The purpose of this lab is to show how to use snapshots and clones in Kubernetes for backup/restore and for cloning applications.

vTeam Specialization Program

Pure Storage nominated me recently to join the Pure Storage vTeam Specialization program for New Stack. The idea behind the program is, to create an active community within Pure Storage. Allowing Puritans to learn and develop their skills and grow into a subject matter experts.

The program consists of training and lab exercises that are focussed on developing experience in the New Stack space (Kubernetes, Ansible, Open Stack and more).

Since I think there are more people out there how want to learn more about New Stack, I will blog my progress in a series of lab exercises.

Lab instructions

The purpose of this lab is to show the use of snapshots and clones in Kubernetes to allow for more flexibility using persistent storage for containers in Kubernetes.

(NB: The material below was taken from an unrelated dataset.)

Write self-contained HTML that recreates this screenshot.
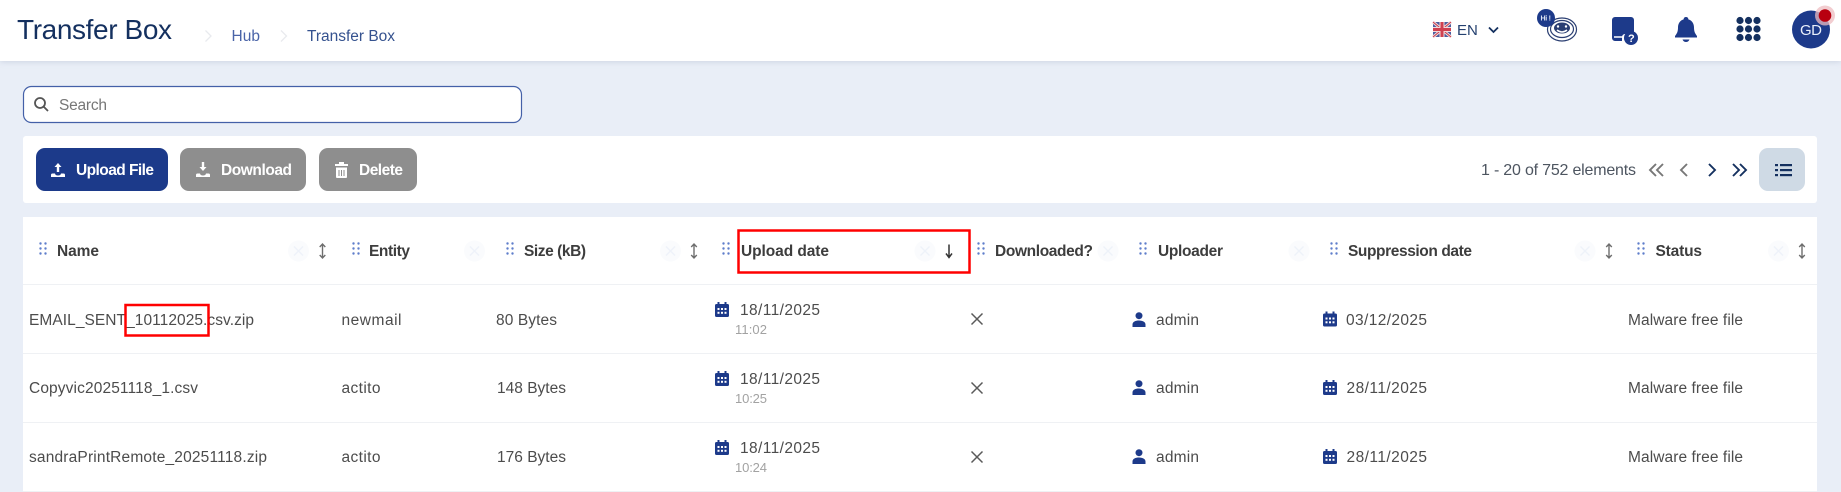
<!DOCTYPE html>
<html><head><meta charset="utf-8"><title>Transfer Box</title>
<style>
html,body{margin:0;padding:0;background:#e9eef7;width:1841px;height:492px;overflow:hidden}
svg{display:block}
text{font-family:"Liberation Sans",sans-serif}
.h{font-size:15.5px;font-weight:700;fill:#3d3d3d}
.r{font-size:15.5px;fill:#4c4c4c}
.t{font-size:13px;fill:#a2a2a2}
.b{font-size:15.5px;font-weight:700;fill:#fff}
</style></head><body>
<svg width="1841" height="492" viewBox="0 0 1841 492" xmlns="http://www.w3.org/2000/svg">
<defs>
<filter id="sh" x="-5%" y="-20%" width="110%" height="150%"><feDropShadow dx="0" dy="1" stdDeviation="3" flood-color="#8b97b0" flood-opacity=".3"/></filter>
<g id="drag" fill="#5f7ecb"><circle cx="1.5" cy="1.5" r="1.2"/><circle cx="6.5" cy="1.5" r="1.2"/><circle cx="1.5" cy="6.5" r="1.2"/><circle cx="6.5" cy="6.5" r="1.2"/><circle cx="1.5" cy="11.5" r="1.2"/><circle cx="6.5" cy="11.5" r="1.2"/></g>
<g id="cx"><circle r="10.5" fill="#fafbfd"/><path d="M-4.5-4.5 4.5 4.5M4.5-4.5-4.5 4.5" stroke="#eef2f9" stroke-width="1.4" fill="none"/></g>
<g id="sort"><path d="M0-6.500V6.500M-2.800-4 0-7 2.800-4M-2.800 4 0 7 2.800 4" stroke="#6e6e6e" stroke-width="1.400" fill="none"/></g>
<g id="cal" fill="#1d3a8a"><path d="M2.5 0h2v2h5V0h2v2h1A1.5 1.5 0 0 1 14 3.500V13.500A1.500 1.500 0 0 1 12.500 15H1.500A1.500 1.500 0 0 1 0 13.500V3.500A1.500 1.500 0 0 1 1.500 2h1z"/><g fill="#fff"><rect x="2.500" y="6" width="2" height="2"/><rect x="6" y="6" width="2" height="2"/><rect x="9.500" y="6" width="2" height="2"/><rect x="2.500" y="9.800" width="2" height="2"/><rect x="6" y="9.800" width="2" height="2"/><rect x="9.500" y="9.800" width="2" height="2"/></g></g>
<g id="user" fill="#1d3a8a"><circle cx="6.500" cy="3.700" r="3.500"/><path d="M0 15V12.500C0 9.800 3 8.500 6.500 8.500S13 9.800 13 12.500V15z"/></g>
<g id="x"><path d="M-5.500-5.500 5.500 5.500M5.500-5.500-5.500 5.500" stroke="#5a5a5a" stroke-width="1.500" fill="none"/></g>
</defs>

<rect x="0" y="0" width="1841" height="61" fill="#fff" filter="url(#sh)"/>
<text x="17" y="39" font-size="28" fill="#14305f" textLength="155" lengthAdjust="spacing">Transfer Box</text>
<path d="M205.500 30.500 211 36l-5.500 5.500M281 30.500 286.500 36 281 41.500" stroke="#e8eaee" stroke-width="1.300" fill="none"/>
<text x="231.500" y="41" font-size="15.500" fill="#4a64a8" textLength="28.500" lengthAdjust="spacing">Hub</text>
<text x="307" y="41" font-size="15.500" fill="#35528f" textLength="88" lengthAdjust="spacing">Transfer Box</text>

<!-- flag -->
<g><rect x="1433" y="22" width="18" height="15" rx="2.500" fill="#4a5c9e"/><path d="M1433 22 1451 37M1451 22 1433 37" stroke="#f1dada" stroke-width="3"/><path d="M1433 22 1451 37M1451 22 1433 37" stroke="#c8384a" stroke-width="1"/><path d="M1442 22V37M1433 29.500H1451" stroke="#f1dada" stroke-width="5"/><path d="M1442 22V37M1433 29.500H1451" stroke="#cf4050" stroke-width="3"/></g>
<text x="1457" y="35" font-size="15" fill="#24406f">EN</text>
<path d="M1489 27.500 1493.500 32 1498 27.500" stroke="#14305f" stroke-width="1.800" fill="none"/>
<!-- mascot -->
<g fill="none" stroke="#2b3f72" stroke-width="1.200"><ellipse cx="1562" cy="29.500" rx="14.500" ry="11.500"/><ellipse cx="1562" cy="29" rx="11.500" ry="8.500"/></g>
<ellipse cx="1562" cy="28" rx="8" ry="5.500" fill="#2b3f72"/><path d="M1557 30q5 4 10 0" stroke="#fff" stroke-width="1.500" fill="none"/><circle cx="1558" cy="26.500" r="1.200" fill="#fff"/><circle cx="1566" cy="26.500" r="1.200" fill="#fff"/>
<circle cx="1546" cy="18" r="9" fill="#1d3a8a"/><text x="1540.500" y="20.500" font-size="7" font-weight="700" fill="#dfe6f5" textLength="10.500" lengthAdjust="spacing">Hi !</text>
<!-- doc help -->
<path d="M1615 17h16a3 3 0 0 1 3 3v14h-9a3 3 0 0 0-3 3v4h-7a3 3 0 0 1-3-3V20a3 3 0 0 1 3-3z" fill="#1d3a8a"/>
<path d="M1614 37h9" stroke="#fff" stroke-width="1.500"/>
<circle cx="1631" cy="38" r="7" fill="#1d3a8a"/><text x="1628" y="42" font-size="11" font-weight="700" fill="#fff">?</text>
<!-- bell -->
<path d="M1686 17c1.500 0 2.300 1 2.400 2.400 3.600 1 5.600 4.200 5.600 8.100 0 4 1 6 3 8.500v1.500h-22V36c2-2.500 3-4.500 3-8.500 0-3.900 2-7.100 5.600-8.100.1-1.400.900-2.400 2.400-2.400z" fill="#1d3a8a"/>
<path d="M1682.500 39.500h7q-1 2.500-3.500 2.500t-3.500-2.500z" fill="#1d3a8a"/>
<!-- grid -->
<g fill="#14305f"><circle cx="1740" cy="20.500" r="3.600"/><circle cx="1748.500" cy="20.500" r="3.600"/><circle cx="1757" cy="20.500" r="3.600"/><circle cx="1740" cy="29" r="3.600"/><circle cx="1748.500" cy="29" r="3.600"/><circle cx="1757" cy="29" r="3.600"/><circle cx="1740" cy="37.500" r="3.600"/><circle cx="1748.500" cy="37.500" r="3.600"/><circle cx="1757" cy="37.500" r="3.600"/></g>
<!-- avatar -->
<circle cx="1811" cy="29.500" r="19" fill="#1d3a8a"/>
<text x="1800" y="35" font-size="15" fill="#e8eefa" textLength="22" lengthAdjust="spacing">GD</text>
<circle cx="1825" cy="15.500" r="10" fill="#eebcc0" opacity=".75"/><circle cx="1825" cy="15.500" r="6.300" fill="#b80010"/>

<!-- search -->
<rect x="23.500" y="86.500" width="498" height="36" rx="8" fill="#fff" stroke="#4460a8" stroke-width="1.200"/>
<circle cx="40" cy="103" r="5" fill="none" stroke="#555" stroke-width="1.800"/><path d="M43.500 106.500 48 111" stroke="#555" stroke-width="1.800"/>
<text x="59" y="110" font-size="15.500" fill="#777" textLength="48" lengthAdjust="spacing">Search</text>

<!-- toolbar -->
<rect x="23" y="136" width="1794" height="67" rx="3" fill="#fff"/>
<rect x="36" y="148" width="132" height="43" rx="9" fill="#1c3a8a"/>
<rect x="180" y="148" width="126" height="43" rx="9" fill="#8e8e8e"/>
<rect x="319" y="148" width="98" height="43" rx="9" fill="#8e8e8e"/>
<g fill="#fff"><path d="M58 163 54.500 167h2.300v5h2.400v-5h2.300z"/><path d="M51 177v-2q0-1.500 1.500-1.500h2.500q.3 2 3 2t3-2h2.500q1.500 0 1.500 1.500v2z"/></g>
<text class="b" x="76" y="175" textLength="78" lengthAdjust="spacing">Upload File</text>
<g fill="#fff"><path d="M203 171 206.500 167h-2.300v-5h-2.400v5h-2.300z"/><path d="M196 177v-2q0-1.500 1.500-1.500h2.500q.3 2 3 2t3-2h2.500q1.500 0 1.500 1.500v2z"/></g>
<text class="b" x="221" y="175" textLength="71" lengthAdjust="spacing">Download</text>
<g fill="#fff"><rect x="335" y="164" width="13" height="2"/><rect x="339" y="162" width="5" height="2"/><path d="M336 167.500h11V177a1 1 0 0 1-1 1h-9a1 1 0 0 1-1-1z"/></g>
<path d="M339 170v6M341.500 170v6M344 170v6" stroke="#8e8e8e" stroke-width="1"/>
<text class="b" x="359" y="175" textLength="44" lengthAdjust="spacing">Delete</text>

<text x="1481" y="175" font-size="16" fill="#4d5560" textLength="155" lengthAdjust="spacing">1 - 20 of 752 elements</text>
<path d="M1656 164 1650 170 1656 176M1663 164 1657 170 1663 176M1687 164 1681 170 1687 176" stroke="#777" stroke-width="1.900" fill="none"/>
<path d="M1709 164 1715 170 1709 176M1733 164 1739 170 1733 176M1740 164 1746 170 1740 176" stroke="#14305f" stroke-width="1.900" fill="none"/>
<rect x="1759" y="148" width="46" height="43" rx="9" fill="#cfdae5"/>
<g fill="#14305f"><rect x="1775" y="164" width="3" height="2.200"/><rect x="1775" y="169" width="3" height="2.200"/><rect x="1775" y="174" width="3" height="2.200"/><rect x="1780" y="164" width="12" height="2.200"/><rect x="1780" y="169" width="12" height="2.200"/><rect x="1780" y="174" width="12" height="2.200"/></g>

<!-- table -->
<rect x="23" y="217" width="1794" height="275" fill="#fff"/>
<path d="M23 284.500H1817M23 353.500H1817M23 422.500H1817M23 491.500H1817" stroke="#eff1f4" stroke-width="1"/>

<use href="#drag" x="39" y="242"/><text class="h" x="57" y="256" textLength="42" lengthAdjust="spacing">Name</text><use href="#cx" x="298.500" y="251"/><use href="#sort" x="322.500" y="251"/>
<use href="#drag" x="352" y="242"/><text class="h" x="369" y="256" textLength="41" lengthAdjust="spacing">Entity</text><use href="#cx" x="474.500" y="251"/>
<use href="#drag" x="506" y="242"/><text class="h" x="524" y="256" textLength="62" lengthAdjust="spacing">Size (kB)</text><use href="#cx" x="670.500" y="251"/><use href="#sort" x="694" y="251"/>
<use href="#drag" x="722" y="242"/><text class="h" x="741" y="256" textLength="88" lengthAdjust="spacing">Upload date</text><use href="#cx" x="925" y="251"/>
<path d="M949 244.500V257M946 253.500 949 257.500 952 253.500" stroke="#333" stroke-width="1.500" fill="none"/>
<use href="#drag" x="977" y="242"/><text class="h" x="995" y="256" textLength="98" lengthAdjust="spacing">Downloaded?</text><use href="#cx" x="1108" y="251"/>
<use href="#drag" x="1139" y="242"/><text class="h" x="1158" y="256" textLength="65" lengthAdjust="spacing">Uploader</text><use href="#cx" x="1299" y="251"/>
<use href="#drag" x="1330" y="242"/><text class="h" x="1348" y="256" textLength="124" lengthAdjust="spacing">Suppression date</text><use href="#cx" x="1585" y="251"/><use href="#sort" x="1609" y="251"/>
<use href="#drag" x="1637" y="242"/><text class="h" x="1655.500" y="256" textLength="46.500" lengthAdjust="spacing">Status</text><use href="#cx" x="1778.500" y="251"/><use href="#sort" x="1802" y="251"/>

<!-- row 1 -->
<text class="r" x="29" y="325" textLength="225" lengthAdjust="spacing">EMAIL_SENT_10112025.csv.zip</text>
<text class="r" x="341.500" y="325" textLength="60" lengthAdjust="spacing">newmail</text>
<text class="r" x="496" y="325" textLength="61" lengthAdjust="spacing">80 Bytes</text>
<use href="#cal" x="715" y="302"/><text class="r" x="740" y="315" textLength="80" lengthAdjust="spacing">18/11/2025</text><text class="t" x="735" y="334" textLength="32" lengthAdjust="spacing">11:02</text>
<use href="#x" x="977" y="319"/>
<use href="#user" x="1132.500" y="312"/><text class="r" x="1156" y="325" textLength="43" lengthAdjust="spacing">admin</text>
<use href="#cal" x="1323" y="311.500"/><text class="r" x="1346" y="325" textLength="81" lengthAdjust="spacing">03/12/2025</text>
<text class="r" x="1628" y="325" textLength="115" lengthAdjust="spacing">Malware free file</text>
<!-- row 2 -->
<text class="r" x="29" y="393" textLength="169" lengthAdjust="spacing">Copyvic20251118_1.csv</text>
<text class="r" x="341.500" y="393" textLength="39" lengthAdjust="spacing">actito</text>
<text class="r" x="497" y="393" textLength="69" lengthAdjust="spacing">148 Bytes</text>
<use href="#cal" x="715" y="371"/><text class="r" x="740" y="384" textLength="80" lengthAdjust="spacing">18/11/2025</text><text class="t" x="735" y="403" textLength="32" lengthAdjust="spacing">10:25</text>
<use href="#x" x="977" y="388"/>
<use href="#user" x="1132.500" y="380"/><text class="r" x="1156" y="393" textLength="43" lengthAdjust="spacing">admin</text>
<use href="#cal" x="1323" y="380"/><text class="r" x="1346.500" y="393" textLength="80.500" lengthAdjust="spacing">28/11/2025</text>
<text class="r" x="1628" y="393" textLength="115" lengthAdjust="spacing">Malware free file</text>
<!-- row 3 -->
<text class="r" x="29" y="462" textLength="238" lengthAdjust="spacing">sandraPrintRemote_20251118.zip</text>
<text class="r" x="341.500" y="462" textLength="39" lengthAdjust="spacing">actito</text>
<text class="r" x="497" y="462" textLength="69" lengthAdjust="spacing">176 Bytes</text>
<use href="#cal" x="715" y="440"/><text class="r" x="740" y="453" textLength="80" lengthAdjust="spacing">18/11/2025</text><text class="t" x="735" y="472" textLength="32" lengthAdjust="spacing">10:24</text>
<use href="#x" x="977" y="457"/>
<use href="#user" x="1132.500" y="449"/><text class="r" x="1156" y="462" textLength="43" lengthAdjust="spacing">admin</text>
<use href="#cal" x="1323" y="449"/><text class="r" x="1346.500" y="462" textLength="80.500" lengthAdjust="spacing">28/11/2025</text>
<text class="r" x="1628" y="462" textLength="115" lengthAdjust="spacing">Malware free file</text>

<!-- red annotation boxes -->
<rect x="125.500" y="305" width="83" height="30.500" fill="none" stroke="#f00" stroke-width="2.500"/>
<rect x="738.500" y="230.500" width="231" height="42" fill="none" stroke="#f00" stroke-width="2.500"/>
</svg>
</body></html>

Name:Demonstrate persistent volume snapshots and clones
Description:Using the WP deployment from Lab 4 change your password and then recover from a snapshot to get back old password
Objective:Recover a persistent volume from a snapshot after a data corruption
Task #1:Install the PSO volumesnapshot class
Task #2:Scale MYSQL deployment to zero
Task #3:Take a snapshot of the MYSQL PVC
Task #4:Scale MYSQL back to 1
Task #5:Change password in WordPress
Task #6:Scale MYSQL deployment to 0
Task #7:Recover snapshot over existing PVC
Task #8:Scale MYSQL back to 1
Task #9:Login to WP
Success Criteria:Recover WP MYSQL database from a PVC snapshot
Lab goals and tasks

In this lab, I will build on the Kubnernetes environment that I’ve setup earlier (part 1, part 2, part 3). I already removed my WordPress deployment from lab 4, however that allows me to just redeploy that as part of this demo using Helm. Finally I’ve also recently given a demo of a similar task using both Kubernetes, Ansible and FlashArray snapshot/replication, you can read about that here.

Deploy WordPress

The first step is to deploy WordPress, for which I will use the helm chart provided by Bitnami. Using the following steps, which I executed on both the production and development Kubernetes cluster:

helm repo add bitnami
helm repo update
helm search repo bitnami
helm install wordpress bitnami/wordpress

Helm is a package manager and a great way to deploy (third) party application to your cluster. The reason for that is that it allows you to customize the setup for your own environment by specifying your own variables. Also it allows controlled upgrades of deployed applications to a newer version of the helm chart.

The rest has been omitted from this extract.